Description of the task =
Produce a word-for-word copy of the listing below without its pictures.

Records with interface code =
***
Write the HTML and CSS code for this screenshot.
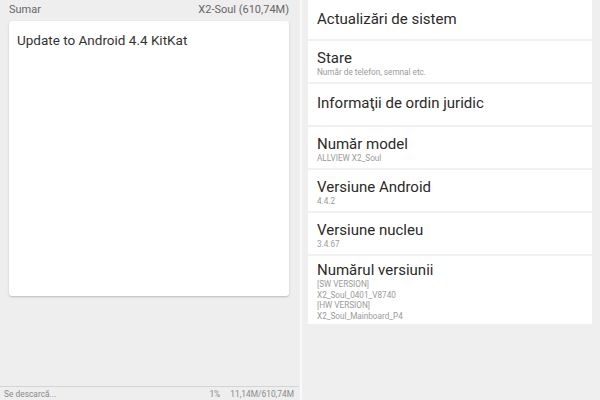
FILE: index.html
```html
<!DOCTYPE html>
<html>
<head>
<meta charset="utf-8">
<link rel="stylesheet" href="styles.css">
</head>
<body>
<div class="screen">
  <div class="left">
    <div class="head">
      <span>Sumar</span>
      <span>X2-Soul (610,74M)</span>
    </div>
    <div class="card"><span class="note">Update to Android 4.4 KitKat</span></div>
    <div class="fill"></div>
    <div class="status">
      <span class="st-label">Se descarcă...</span>
      <span class="st-pct">1%</span>
      <span class="st-size">11,14M/610,74M</span>
    </div>
  </div>
  <div class="divider"></div>
  <div class="right">
    <div class="list">
      <div class="row r1"><div class="title">Actualizări de sistem</div></div>
      <div class="row r2"><div class="title">Stare</div><div class="sub">Număr de telefon, semnal etc.</div></div>
      <div class="row r3"><div class="title">Informaţii de ordin juridic</div></div>
      <div class="row r2"><div class="title">Număr model</div><div class="sub">ALLVIEW X2_Soul</div></div>
      <div class="row r2"><div class="title">Versiune Android</div><div class="sub">4.4.2</div></div>
      <div class="row r2"><div class="title">Versiune nucleu</div><div class="sub">3.4.67</div></div>
      <div class="row r7"><div class="title">Numărul versiunii</div><div class="sub multi">[SW VERSION]<br>X2_Soul_0401_V8740<br>[HW VERSION]<br>X2_Soul_Mainboard_P4</div></div>
    </div>
  </div>
</div>
</body>
</html>
```
FILE: styles.css
```css
* { box-sizing: border-box; }
html, body { margin: 0; padding: 0; }
body {
  width: 600px;
  height: 400px;
  overflow: hidden;
  font-family: Roboto, "Liberation Sans", sans-serif;
  background: #efefef;
}
.screen {
  display: flex;
  width: 600px;
  height: 400px;
}
.left {
  width: 300px;
  background: #eeeeee;
  display: flex;
  flex-direction: column;
}
.head {
  display: flex;
  justify-content: space-between;
  padding: 3px 11px 0 9px;
  height: 21px;
  font-size: 11px;
  color: #666;
}
.card {
  margin: 0 11px 0 9px;
  height: 275px;
  background: #fff;
  border-radius: 3px;
  box-shadow: 0 1px 2px rgba(0,0,0,0.22);
  padding: 10px 8px;
  font-size: 13.5px;
  line-height: 18px;
  color: #333;
}
.note {
  white-space: nowrap;
}
.fill { flex: 1; }
.status {
  display: flex;
  align-items: center;
  height: 14px;
  border-top: 1px solid #d4d4d4;
  margin-right: 1px;
  padding: 0 5px 0 4px;
  font-size: 8.4px;
  color: #8a8a8a;
}
.st-label { flex: 1; }
.st-pct { margin-right: 10px; }
.divider {
  width: 2px;
  background: #f9f9f9;
}
.right {
  flex: 1;
  background: #efefef;
  padding: 0 8px 0 6px;
}
.list {
  background: #fff;
}
.row {
  padding: 0 9px;
  border-top: 2px solid #f1f1f1;
}
.row.r1 { border-top: none; padding-top: 10px; padding-bottom: 11px; }
.row.r2 { padding-top: 8px; padding-bottom: 4px; }
.row.r3 { padding-top: 10px; padding-bottom: 13px; }
.row.r7 { padding-top: 5px; padding-bottom: 3px; }
.title {
  font-size: 15px;
  line-height: 18px;
  color: #2a2a2a;
}
.sub {
  font-size: 8.2px;
  line-height: 11px;
  color: #9a9a9a;
}
.sub.multi { line-height: 10.5px; }
```
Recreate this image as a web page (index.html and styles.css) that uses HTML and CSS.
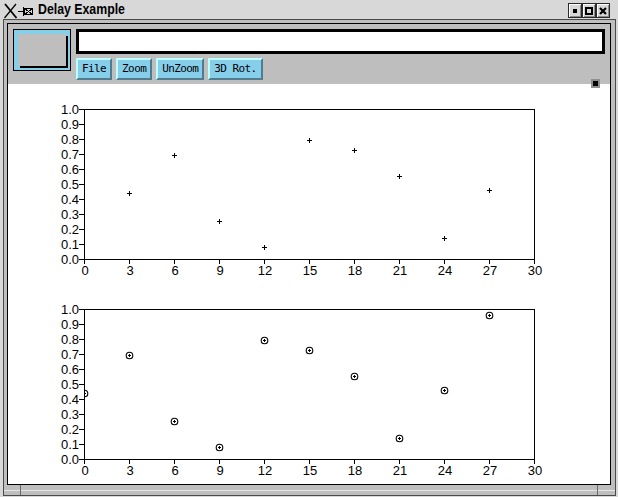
***
Written answer =
Write the HTML and CSS code for this screenshot.
FILE: index.html
```html
<!DOCTYPE html>
<html>
<head>
<meta charset="utf-8">
<link rel="stylesheet" href="styles.css">
</head>
<body>
<div class="screen">
  <div class="left">
    <div class="head">
      <span>Sumar</span>
      <span>X2-Soul (610,74M)</span>
    </div>
    <div class="card"><span class="note">Update to Android 4.4 KitKat</span></div>
    <div class="fill"></div>
    <div class="status">
      <span class="st-label">Se descarcă...</span>
      <span class="st-pct">1%</span>
      <span class="st-size">11,14M/610,74M</span>
    </div>
  </div>
  <div class="divider"></div>
  <div class="right">
    <div class="list">
      <div class="row r1"><div class="title">Actualizări de sistem</div></div>
      <div class="row r2"><div class="title">Stare</div><div class="sub">Număr de telefon, semnal etc.</div></div>
      <div class="row r3"><div class="title">Informaţii de ordin juridic</div></div>
      <div class="row r2"><div class="title">Număr model</div><div class="sub">ALLVIEW X2_Soul</div></div>
      <div class="row r2"><div class="title">Versiune Android</div><div class="sub">4.4.2</div></div>
      <div class="row r2"><div class="title">Versiune nucleu</div><div class="sub">3.4.67</div></div>
      <div class="row r7"><div class="title">Numărul versiunii</div><div class="sub multi">[SW VERSION]<br>X2_Soul_0401_V8740<br>[HW VERSION]<br>X2_Soul_Mainboard_P4</div></div>
    </div>
  </div>
</div>
</body>
</html>
```
FILE: styles.css
```css
* { box-sizing: border-box; }
html, body { margin: 0; padding: 0; }
body {
  width: 600px;
  height: 400px;
  overflow: hidden;
  font-family: Roboto, "Liberation Sans", sans-serif;
  background: #efefef;
}
.screen {
  display: flex;
  width: 600px;
  height: 400px;
}
.left {
  width: 300px;
  background: #eeeeee;
  display: flex;
  flex-direction: column;
}
.head {
  display: flex;
  justify-content: space-between;
  padding: 3px 11px 0 9px;
  height: 21px;
  font-size: 11px;
  color: #666;
}
.card {
  margin: 0 11px 0 9px;
  height: 275px;
  background: #fff;
  border-radius: 3px;
  box-shadow: 0 1px 2px rgba(0,0,0,0.22);
  padding: 10px 8px;
  font-size: 13.5px;
  line-height: 18px;
  color: #333;
}
.note {
  white-space: nowrap;
}
.fill { flex: 1; }
.status {
  display: flex;
  align-items: center;
  height: 14px;
  border-top: 1px solid #d4d4d4;
  margin-right: 1px;
  padding: 0 5px 0 4px;
  font-size: 8.4px;
  color: #8a8a8a;
}
.st-label { flex: 1; }
.st-pct { margin-right: 10px; }
.divider {
  width: 2px;
  background: #f9f9f9;
}
.right {
  flex: 1;
  background: #efefef;
  padding: 0 8px 0 6px;
}
.list {
  background: #fff;
}
.row {
  padding: 0 9px;
  border-top: 2px solid #f1f1f1;
}
.row.r1 { border-top: none; padding-top: 10px; padding-bottom: 11px; }
.row.r2 { padding-top: 8px; padding-bottom: 4px; }
.row.r3 { padding-top: 10px; padding-bottom: 13px; }
.row.r7 { padding-top: 5px; padding-bottom: 3px; }
.title {
  font-size: 15px;
  line-height: 18px;
  color: #2a2a2a;
}
.sub {
  font-size: 8.2px;
  line-height: 11px;
  color: #9a9a9a;
}
.sub.multi { line-height: 10.5px; }
```
Recreate this image as a web page (index.html and styles.css) that uses HTML and CSS.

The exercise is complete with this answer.